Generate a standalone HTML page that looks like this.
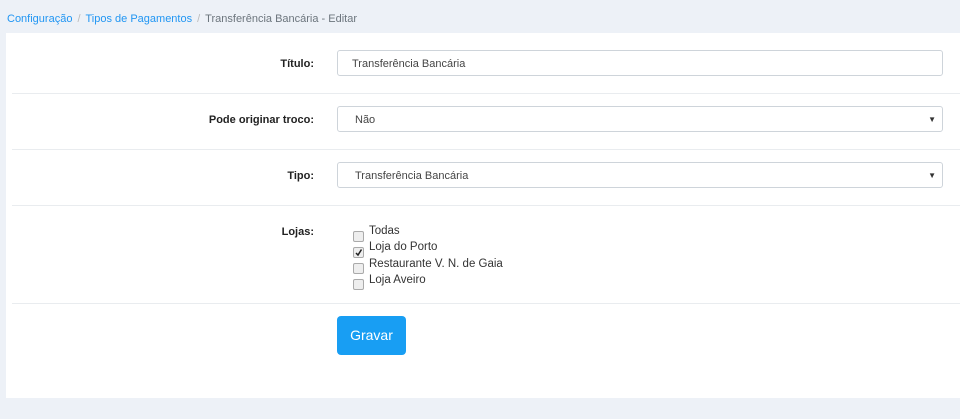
<!DOCTYPE html>
<html><head><meta charset="utf-8"><style>
body{margin:0;width:960px;height:419px;background:#edf1f7;font-family:"Liberation Sans",sans-serif;font-size:11px;color:#333;position:relative;overflow:hidden}
.bc{position:absolute;left:7px;top:13px;font-size:11px;color:#6c757d}
.bc a{color:#2196f3;text-decoration:none}
.bc .s{color:#bbb;margin:0 5px}
.panel{position:absolute;left:6px;top:33px;width:954px;height:365px;background:#fff}
.hr{position:absolute;left:12px;right:0;height:1px;background:#e9ecef}
.lbl{position:absolute;right:646px;font-weight:bold;font-size:11px;color:#222}
.inp{position:absolute;left:337px;width:604px;height:24px;border:1px solid #ced4da;border-radius:3px;background:#fff;font-size:11px;line-height:26px;padding-left:14px;box-sizing:content-box;color:#444}
.inp.sel{padding-left:17px}
.arr{position:absolute;right:6px;top:0;font-size:8px;color:#333}
.cb{position:absolute;left:353px;width:9px;height:9px;border:1px solid #aaa;border-radius:2px;background:#eee}
.ct{position:absolute;left:369px;font-size:11.5px;color:#333}
.btn{position:absolute;left:337px;top:316px;width:69px;height:39px;background:#189ef3;border-radius:4px;color:#fff;font-size:14px;text-align:center;line-height:39px}
</style></head><body>
<div class="bc"><a>Configuração</a><span class="s">/</span><a>Tipos de Pagamentos</a><span class="s">/</span>Transferência Bancária - Editar</div>
<div class="panel"></div>
<div class="hr" style="top:93px"></div>
<div class="hr" style="top:149px"></div>
<div class="hr" style="top:205px"></div>
<div class="hr" style="top:303px"></div>
<div class="lbl" style="top:58px">Título:</div>
<div class="inp" style="top:50px;width:590px">Transferência Bancária</div>
<div class="lbl" style="top:114px">Pode originar troco:</div>
<div class="inp sel" style="top:106px;width:587px">Não<span class="arr">▼</span></div>
<div class="lbl" style="top:170px">Tipo:</div>
<div class="inp sel" style="top:162px;width:587px">Transferência Bancária<span class="arr">▼</span></div>
<div class="lbl" style="top:226px">Lojas:</div>
<div class="cb" style="top:231px"></div><div class="ct" style="top:225px">Todas</div>
<div class="cb" style="top:247px"><svg width="9" height="9" style="position:absolute;left:0;top:0"><path d="M2 5 L4 7 L7.5 1.5" stroke="#222" stroke-width="1.5" fill="none"/></svg></div><div class="ct" style="top:241px">Loja do Porto</div>
<div class="cb" style="top:263px"></div><div class="ct" style="top:258px">Restaurante V. N. de Gaia</div>
<div class="cb" style="top:279px"></div><div class="ct" style="top:274px">Loja Aveiro</div>
<div class="btn">Gravar</div>
</body></html>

WRITTEN PROBLEM: Restate the data above word for word. Skip every picture.

TASK ANSWER:
Generate a standalone HTML page that looks like this.
<!DOCTYPE html>
<html><head><meta charset="utf-8"><style>
body{margin:0;width:960px;height:419px;background:#edf1f7;font-family:"Liberation Sans",sans-serif;font-size:11px;color:#333;position:relative;overflow:hidden}
.bc{position:absolute;left:7px;top:13px;font-size:11px;color:#6c757d}
.bc a{color:#2196f3;text-decoration:none}
.bc .s{color:#bbb;margin:0 5px}
.panel{position:absolute;left:6px;top:33px;width:954px;height:365px;background:#fff}
.hr{position:absolute;left:12px;right:0;height:1px;background:#e9ecef}
.lbl{position:absolute;right:646px;font-weight:bold;font-size:11px;color:#222}
.inp{position:absolute;left:337px;width:604px;height:24px;border:1px solid #ced4da;border-radius:3px;background:#fff;font-size:11px;line-height:26px;padding-left:14px;box-sizing:content-box;color:#444}
.inp.sel{padding-left:17px}
.arr{position:absolute;right:6px;top:0;font-size:8px;color:#333}
.cb{position:absolute;left:353px;width:9px;height:9px;border:1px solid #aaa;border-radius:2px;background:#eee}
.ct{position:absolute;left:369px;font-size:11.5px;color:#333}
.btn{position:absolute;left:337px;top:316px;width:69px;height:39px;background:#189ef3;border-radius:4px;color:#fff;font-size:14px;text-align:center;line-height:39px}
</style></head><body>
<div class="bc"><a>Configuração</a><span class="s">/</span><a>Tipos de Pagamentos</a><span class="s">/</span>Transferência Bancária - Editar</div>
<div class="panel"></div>
<div class="hr" style="top:93px"></div>
<div class="hr" style="top:149px"></div>
<div class="hr" style="top:205px"></div>
<div class="hr" style="top:303px"></div>
<div class="lbl" style="top:58px">Título:</div>
<div class="inp" style="top:50px;width:590px">Transferência Bancária</div>
<div class="lbl" style="top:114px">Pode originar troco:</div>
<div class="inp sel" style="top:106px;width:587px">Não<span class="arr">▼</span></div>
<div class="lbl" style="top:170px">Tipo:</div>
<div class="inp sel" style="top:162px;width:587px">Transferência Bancária<span class="arr">▼</span></div>
<div class="lbl" style="top:226px">Lojas:</div>
<div class="cb" style="top:231px"></div><div class="ct" style="top:225px">Todas</div>
<div class="cb" style="top:247px"><svg width="9" height="9" style="position:absolute;left:0;top:0"><path d="M2 5 L4 7 L7.5 1.5" stroke="#222" stroke-width="1.5" fill="none"/></svg></div><div class="ct" style="top:241px">Loja do Porto</div>
<div class="cb" style="top:263px"></div><div class="ct" style="top:258px">Restaurante V. N. de Gaia</div>
<div class="cb" style="top:279px"></div><div class="ct" style="top:274px">Loja Aveiro</div>
<div class="btn">Gravar</div>
</body></html>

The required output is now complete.